Medicare's Revenues and Outlays

(As a percentage of GDP)
Graph
Source:  Department of Health and Human Services, Centers for Medicare and Medicaid Services, Office of the Actuary, 2002 Annual Report of the Board of Trustees of the Federal Hospital Insurance and Federal Supplementary Medical Insurance Trust Funds (March 26, 2002).
Note:  Revenues exclude intragovernmental credits to trust funds.

Budget and Policy Linkages

To focus policy on the segregation of Social Security and other trust funds ignores the significant linkages that exist between them and the rest of the budget. The level of Social Security benefits directly affects spending under the means-tested Supplemental Security Income and Food Stamp programs. Payroll taxes on employers reduce income tax collections. The earned income tax credit, which lowers income taxes, was motivated by the desire to reduce the impact of payroll taxes on lower-income workers. And Social Security and Medicare, by their size, are poised to crowd out other government spending and limit the availability of funding for other government functions. If one assumed that the benefit commitments now embedded in current law were to be fully met, Social Security and Medicare expenditures together would increase as a percentage of gross domestic product (GDP) from 7 percent today to 12 percent in 2040 and 15 percent in 2075. However, the separate revenues for the programs would remain at around 7 percent of GDP. Absent a policy change, the money to cover the difference would have to come from other government receipts or borrowing.

The future of Social Security and Medicare depends on the capacity of the federal government to cover their costs while paying for its many other functions. Viewing them and other federal programs as separate from the rest of the government's finances will only obscure the looming fiscal strains.
 

Related CBO Publications: Social Security: A Primer (September 2001); A 125-Year Picture of the Federal Government's Share of the Economy, 1950 to 2075, Long-Range Fiscal Policy Brief (July 3, 2002); and The Looming Budgetary Impact of Society's Aging, Long-Range Fiscal Policy Brief (July 3, 2002).
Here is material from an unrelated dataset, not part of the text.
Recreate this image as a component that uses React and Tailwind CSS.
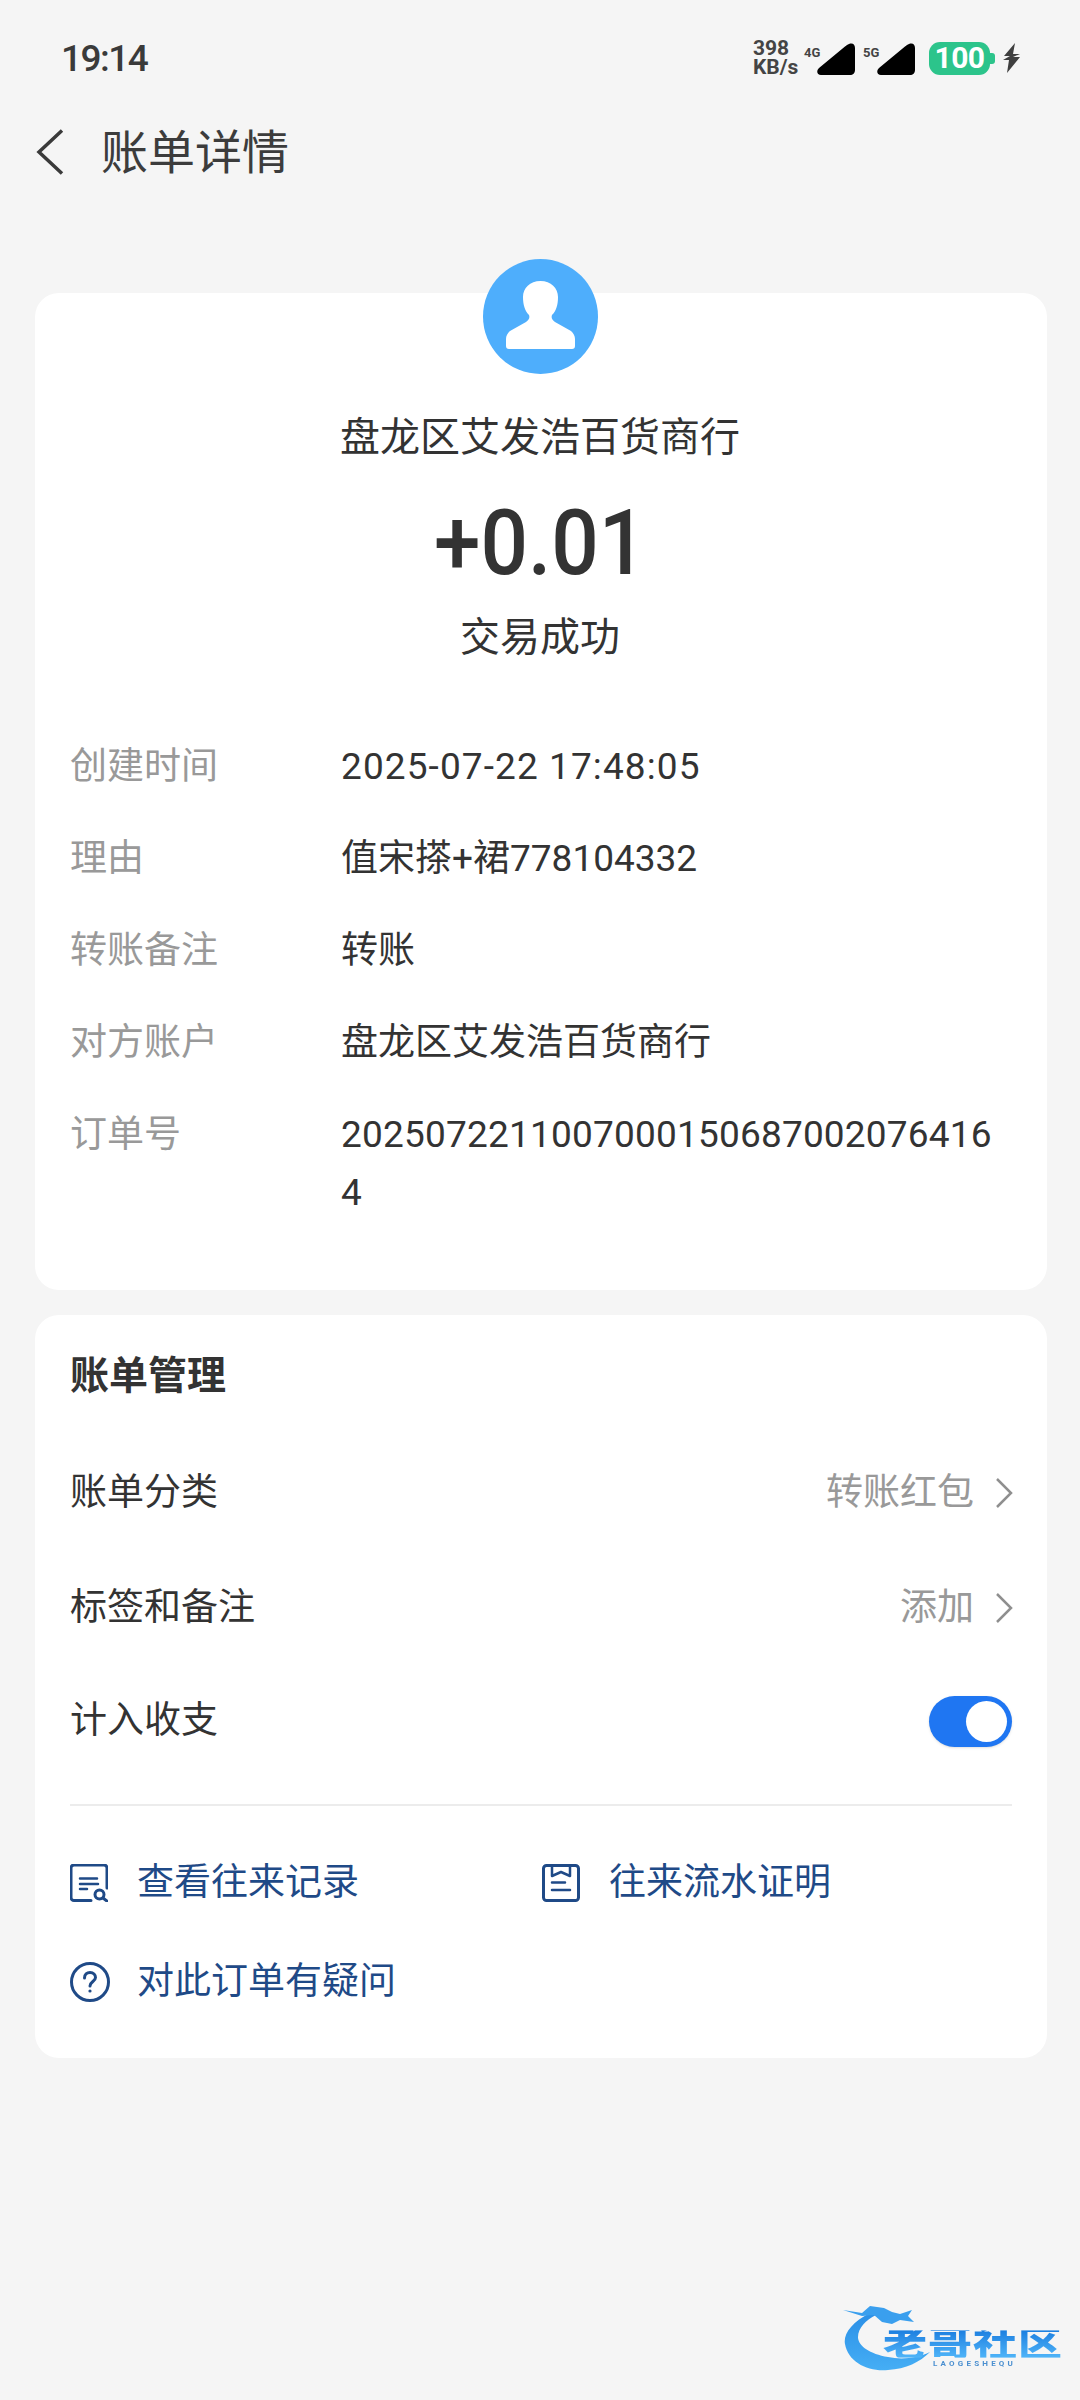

Contacts: This policy brief was prepared by Dave Koitz and Melissa D. Bobb. It and other publications by CBO are available at the agency's Web site.

 
1.  Although often described as such, Social Security does not represent a "contract" in the conventional sense in that neither party has entered into an agreement establishing enforceable obligations.
2.  See Social Security Administration, The 2002 Annual Report of the Board of Trustees of the Federal Old-Age and Survivors Insurance and Disability Insurance Trust Funds (March 26, 2002).
3.  To illustrate the difference between the revenues and spending prescribed under current law, the figures and table in this policy brief do not reflect the lower payments that would result from the depletion of the trust funds. The trust funds are credited with federal securities when income is recorded to them, and those securities are written off when benefits and other expenditures are paid from the Treasury. Under the law, as long as a balance is posted to the trust funds, the Treasury has the legal authority to continue paying benefits. However, if the balance fell to zero (as is projected for 2041), the program's spending authority would end or be constricted because only incoming receipts would be available to make the payments.
4.  Revenues for both Social Security and Medicare combined fall below the programs' outlays in 2010 and remain so thereafter.